Documents have been leaked from the Treasury Department that suggest last week’s budget (June 22 2010) would see unemployment rise to the tune of an extra 1.3 million.

But Cameron’s coalition has promised “There are going to be more people in work. Like every Labour government, they left us with unemployment rising and we will be at the end of this Parliament with unemployment falling.”

As I write this disturbing report in June 2010 it will be interesting to see exactly how much truth will emerge from it. Will we see jobs rise in the unemployment figures to the amounts of 3.3 million. I doubt it as the jobs figures have been so heavily massaged in years gone by (by both Tories and Labour governments) that the true figure never really emerges. Students, people under 18, people in voluntary work, dependants of economic migrants etc.,  the list just goes on and on of the sectors of people who are not included in the figures that some quarters are suggesting could be as high as 5 million.

There are claims that the Chancellor would have been well aware of the claims that so many jobs would indeed be lost as a result of the document but chose not to mention this.

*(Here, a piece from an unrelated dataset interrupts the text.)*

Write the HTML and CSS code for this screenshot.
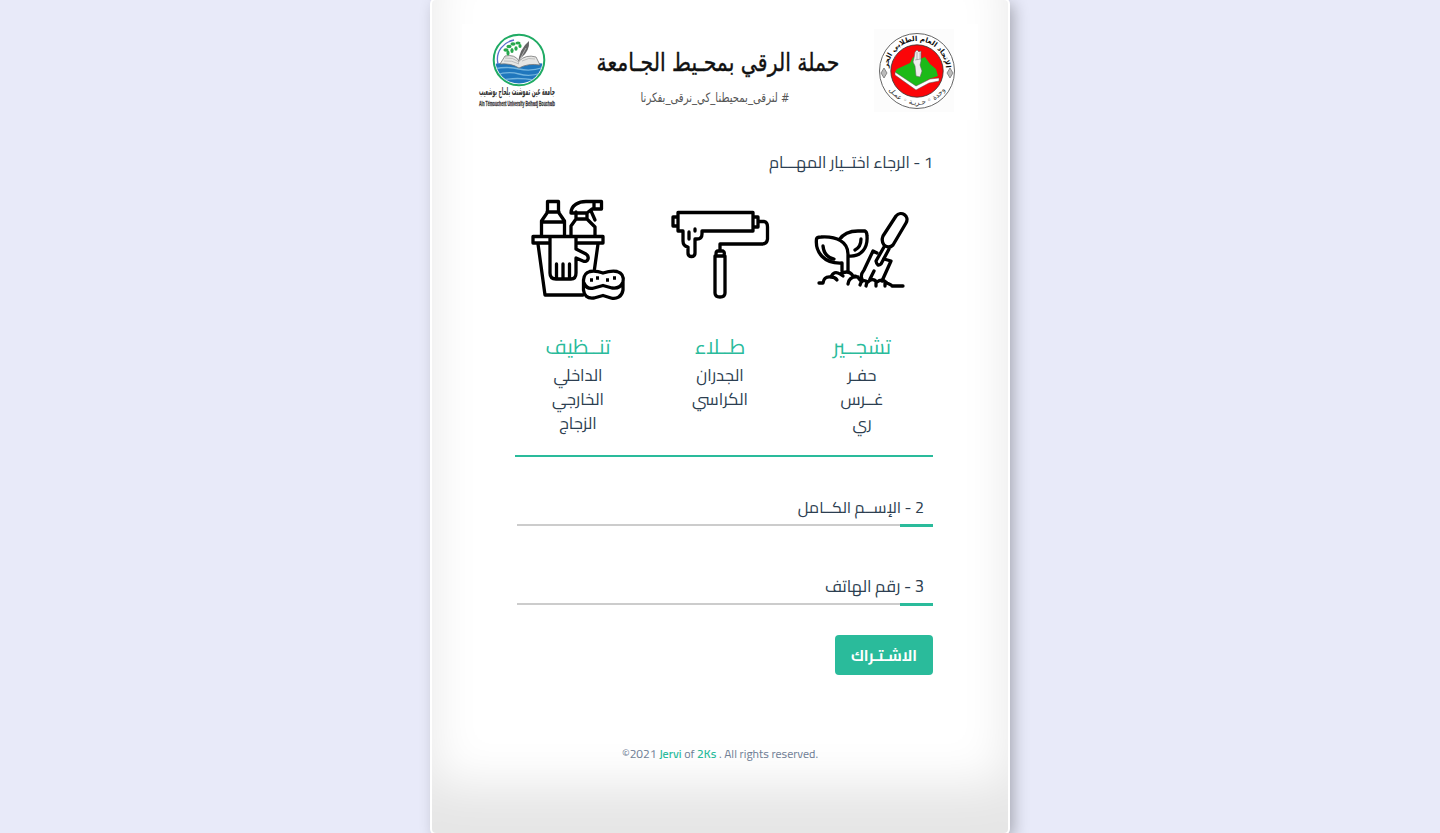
FILE: index.html
```html
<!DOCTYPE html>
<html lang="ar">
<head>
<meta charset="utf-8">
<title>حملة الرقي بمحيط الجامعة</title>
<link rel="stylesheet" href="styles.css">
</head>
<body>
<main class="card">
  <header class="banner">
    <svg class="banner-art" width="516" height="96" viewBox="462 24 516 96">
      <rect x="462" y="24" width="516" height="96" fill="#fff"/>
      <g>
        <clipPath id="seal"><circle cx="519" cy="60" r="23.6"/></clipPath>
        <circle cx="519" cy="60" r="25.3" fill="#fff" stroke="#20ab64" stroke-width="2"/>
        <g clip-path="url(#seal)">
          <path d="M494 64q14-3 25 2q12-5 26-2v23h-51z" fill="#1f77bd"/>
          <path d="M494 69q13-3 25 0t26-2M496 75q12-4 23-1t22-1M502 80q15-3 32 0" fill="none" stroke="#73b5df" stroke-width="1.3"/>
        </g>
        <path d="M498 64c-3-13 6-22 16-24" fill="none" stroke="#5c6dcc" stroke-width="1.3"/>
        <path d="M500 64l5-8q10-2 14 5q7-7 17-4l4 8q-12-2-21 3q-8-5-19-4z" fill="#e6e6e4" stroke="#777" stroke-width=".8"/>
        <path d="M505 58q8-1 14 4M504 61q8-1 15 3M522 61q7-4 13-2" fill="none" stroke="#aaa" stroke-width=".7"/>
        <path d="M518 64q1-15 11-23q1 10-8 17z" fill="#666"/><path d="M518 63l8-15" stroke="#ddd" stroke-width=".6"/>
        <g fill="#27a84d"><ellipse cx="506" cy="50" rx="2.6" ry="1.7"/><ellipse cx="509" cy="46.500" rx="2.6" ry="1.7"/><ellipse cx="513" cy="44" rx="2.6" ry="1.7"/><ellipse cx="518" cy="43" rx="2.6" ry="1.6"/><ellipse cx="508" cy="53" rx="1.6" ry="2.5"/><ellipse cx="512" cy="50.500" rx="1.6" ry="2.5"/><ellipse cx="516" cy="48.500" rx="1.6" ry="2.2"/><ellipse cx="520" cy="46" rx="1.6" ry="2"/></g>
        <text class="logo-ar" x="517" y="95" text-anchor="middle" textLength="76" lengthAdjust="spacingAndGlyphs" direction="rtl">جامعة عين تموشنت بلحاج بوشعيب</text>
        <text class="logo-en" x="517" y="106" text-anchor="middle" textLength="76" lengthAdjust="spacingAndGlyphs">Ain Témouchent University Belhadj Bouchaib</text>
      </g>
      <text class="title" x="718" y="71" text-anchor="middle" textLength="243" lengthAdjust="spacingAndGlyphs" direction="rtl">حملة الرقي بمحـيط الجـامعة</text>
      <text class="hashtag" x="715" y="102" text-anchor="middle" textLength="149" lengthAdjust="spacingAndGlyphs" direction="rtl"># لنرقى_بمحيطنا_كي_نرقى_بفكرنا</text>
      <g>
        <rect x="874" y="29" width="80" height="83" fill="#fcfcfc"/>
        <circle cx="917" cy="71" r="37.5" fill="#fff" stroke="#666" stroke-width="1"/>
        <circle cx="917" cy="71" r="26.2" fill="#fb0508" stroke="#333" stroke-width=".8"/>
        <path d="M895 72l2-3 13-6 3-6 7 2 5-2 5 7 6 5 2 7-9 3-13 9z" fill="#1cba18"/>
        <path d="M895 72l21 14 14-7 9-1v3l-10 2-13 7-21-15z" fill="#fff" stroke="#555" stroke-width=".5"/>
        <path d="M916 76l-1-10-2-4 1-4 1-6 2-2 2 2 2-1v10l-1 4 2 6-2 6z" fill="#eee" stroke="#666" stroke-width=".6"/>
        <path d="M915 60l6-1M917 52v8M920 53v6" stroke="#888" stroke-width=".6"/>
        <path id="arcTop" d="M888 70A29 29 0 0 1 946 70" fill="none"/>
        <path id="arcBottom" d="M884 79A34 34 0 0 0 950 79" fill="none"/>
        <text class="seal-top" direction="rtl" text-anchor="middle"><textPath href="#arcTop" startOffset="50%">الإتحاد العام الطلابي الحر</textPath></text>
        <text class="seal-bottom" direction="rtl" text-anchor="middle"><textPath href="#arcBottom" startOffset="50%">وحدة ◦ حـريـة ◦ عمـل</textPath></text>
        <path d="M881 73l3-5 3 5-3 5zM947 73l3-5 3 5-3 5z" fill="#bbb" stroke="#666" stroke-width=".7"/>
      </g>
    </svg>
  </header>

  <form class="form">
    <h1 class="question"><span class="fit" dir="rtl">1 - الرجاء اختــيار المهـــام</span></h1>
    <section class="tasks" dir="rtl">
      <article class="task">
        <svg class="icon" width="120" height="120" viewBox="802 190 120 120">
          <path d="M842 271V263C824 264 815 252 816.500 239Q817 237 821 237C837 236 848 242 848 254V271M839 240Q845 231 858 231H865Q867 232 867 236C868 248 861 257 849 256M823 246Q824 257 834 259M861 239Q861 247 855 250"/>
          <path d="M819 283H823Q824 276 831 277Q834 270 840 274Q849 269 853 276Q858 276 860 280M831 277Q835 277 837 280M840 274L843 276M848 284Q849 276 858 277M860 285Q862 278 868 282Q872 277 877 282Q882 278 887 283Q892 285 892 286H903M866 286L867 282M876 286V282M885 286V283"/>
          <path d="M862 279Q860 275 864 270L873 251L877 253M884 259L891 261L882 281M870 279L874 271"/>
          <path d="M883 236L896 216C901 210 910 216 906 223L893 245Q889 249 884 245Q881 241 883 236zM884 247L876 261Q877 267 881 264L889 249"/>
        </svg>
        <h2 class="task-name"><span class="fit">تشجــير</span></h2>
        <p class="task-items"><span class="fit">حفـر</span><br><span class="fit">غــرس</span><br><span class="fit">ري</span></p>
      </article>
      <article class="task">
        <svg class="icon" width="120" height="120" viewBox="660 190 120 120">
          <path d="M678 212.500H753V231H702V234Q702 239 697 239H695V253Q695 256.500 691.500 256.500T688 253V247Q683 246 683 241V231H678zM677 217H673V226H677M754 217H758V227H754M759 221.500H764Q767.500 222 767.500 227V239Q767 244 762 244H720V250M716 254Q716 251 718 251H723Q725 252 724 255M715 256H725V293Q725 297 720 297T715 293zM689 232V239M695 229V231"/>
        </svg>
        <h2 class="task-name"><span class="fit">طــلاء</span></h2>
        <p class="task-items"><span class="fit">الجدران</span><br><span class="fit">الكراسي</span></p>
      </article>
      <article class="task">
        <svg class="icon" width="120" height="120" viewBox="518 190 120 120">
          <path d="M547.500 211V201.500H558.500V211M547 212H559M547 213L541.500 221V235M559 213L564.500 221V235M542 222H564M576 212V219H587V214M576 219L571 226V235M587 219L595 227V235M571 213C571 205 579 201.500 586 201.500H601.500V209H592L587 213H571zM594 202V208M591 211L595 220"/>
          <path d="M548 243H533V236.500H603V243H578M538 244L545 295H583M598 244L594.500 269M550 238V273Q550 279 556 279H571Q576 279 576 273V258L583 261C588 263 590 257 586 254L576 249V238M556.500 264V278M563 264V278M569.500 264V278"/>
          <path d="M590 271.500Q596 270.500 603 273Q611 270.500 617 271.500C622 273 624 277 623 282V290C622 297 616 299.500 611 298L603 295.500L594 298C587 299 584 295 583.500 290V280Q584 273 590 271.500M584 283Q587 290 594 288L603 285.500L612 288Q620 289 622.500 283"/>
          <path class="dots" d="M590 280h3M596 278h3M606 280h3M613 278h3"/>
        </svg>
        <h2 class="task-name"><span class="fit">تنــظيف</span></h2>
        <p class="task-items"><span class="fit">الداخلي</span><br><span class="fit">الخارجي</span><br><span class="fit">الزجاج</span></p>
      </article>
    </section>
    <label class="field"><span class="fit" dir="rtl">2 - الإســم الكــامل</span></label>
    <label class="field phone"><span class="fit" dir="rtl">3 - رقم الهاتف</span></label>
    <button class="submit" type="button"><span class="fit" dir="rtl">الاشـتـراك</span></button>
  </form>
  <footer class="footer">©2021 <a>Jervi</a> of <a>2Ks</a> . All rights reserved.</footer>
</main>
</body>
</html>
```
FILE: styles.css
```css
* { box-sizing: border-box; }
body {
  margin: 0;
  height: 833px;
  overflow: hidden;
  background: #e8eaf9;
  color: #2c3e50;
  font: 16px/24px Cairo, "DejaVu Sans", sans-serif;
}
.card {
  width: 576px;
  height: 833px;
  margin: 0 auto;
  padding-top: 24px;
  background: #fff;
  border-radius: 4px;
  box-shadow: inset 0 -3em 3em rgba(0, 0, 0, .1), 0 0 0 2px #fff, .3em .3em 1em rgba(0, 0, 0, .3);
}
.banner { height: 96px; padding-left: 30px; }
.banner-art { display: block; }
.title { font: 25px "DejaVu Sans", sans-serif; fill: #111; stroke: #111; stroke-width: .4px; }
.hashtag { font: 13px "DejaVu Sans", sans-serif; fill: #555; }
.logo-ar { font: bold 11px "DejaVu Sans", sans-serif; fill: #333; }
.logo-en { font: bold 8px "Liberation Sans", sans-serif; fill: #333; stroke: #333; stroke-width: .3px; }
.seal-top { font: bold 7px "DejaVu Sans", sans-serif; fill: #111; }
.seal-bottom { font: 7px "DejaVu Sans", sans-serif; fill: #333; }
.form { width: 418px; margin: 33px 0 0 83px; }
.question { margin: 0; height: 37px; font-size: 16.2px; font-weight: 400; line-height: 18px; text-align: right; }
.fit { display: inline-block; white-space: nowrap; }
.tasks {
  display: flex;
  justify-content: space-between;
  height: 267px;
  padding: 0 11px 0 3px;
  border-bottom: 2px solid #2abb9b;
}
.task { width: 120px; text-align: center; }
.icon {
  display: block;
  fill: none;
  stroke: #000;
  stroke-width: 3.3;
  stroke-linecap: round;
  stroke-linejoin: round;
}
.dots { stroke-linecap: butt; }
.task-name { margin: 21px 0 0; color: #2abb9b; font-size: 20.6px; font-weight: 400; line-height: 32px; }
.task-items { margin: 0; font-size: 16.5px; }
.field {
  display: block;
  height: 38px;
  margin: 32px 0 0 2px;
  padding: 6px 9px 0 0;
  text-align: right;
  background: linear-gradient(#2abb9b, #2abb9b) right bottom / 33px 3px no-repeat,
    linear-gradient(#ccc, #ccc) 0 35px / 100% 2px no-repeat;
}
.field + .field { margin-top: 41px; }
.phone { font-size: 16.5px; }
.submit {
  display: block;
  width: 98px;
  height: 40px;
  margin: 29px 0 0 auto;
  padding: 1px 0 0;
  border: 0;
  border-radius: 4px;
  background: #2abb9b;
  color: #fff;
  font: bold 15.2px/24px Cairo, "DejaVu Sans", sans-serif;
}
.footer { margin-top: 71px; text-align: center; color: #718096; font: 12px/16px Cairo, "Open Sans", sans-serif; }
.footer a { color: #2abb9b; font-weight: 600; }
```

A Treasury spokesman said on June 29 that the department could not immediately confirm or deny whether the slide was genuine.

Chancellor Osbourne had announced a 25% cut in all departments except health and  foreign aid.

The government is predicting a growth of 2.5 million jobs in the public sector by 2015 but given the reduction in the availability of government contracts and the likely fall in public spending as a result of the austerity measures the TUC have described this statement as ‘absurd’

Well let’s see who is right and wrong. It’s July 2010 as I write this report. On June 16 2010 the unemployment rate stood at 7.9% – up 0.1% over the quarter and 0.6% over the year. 28.86 million people were in work in the period February to April according to the labour force survey (LFS). The number of people employed was up by 5,000 this quarter but down by 213,000 from last year.

Let’s review this again in July 2011 and July 2012 and decide if the coalition cuts are good for Britain or bad.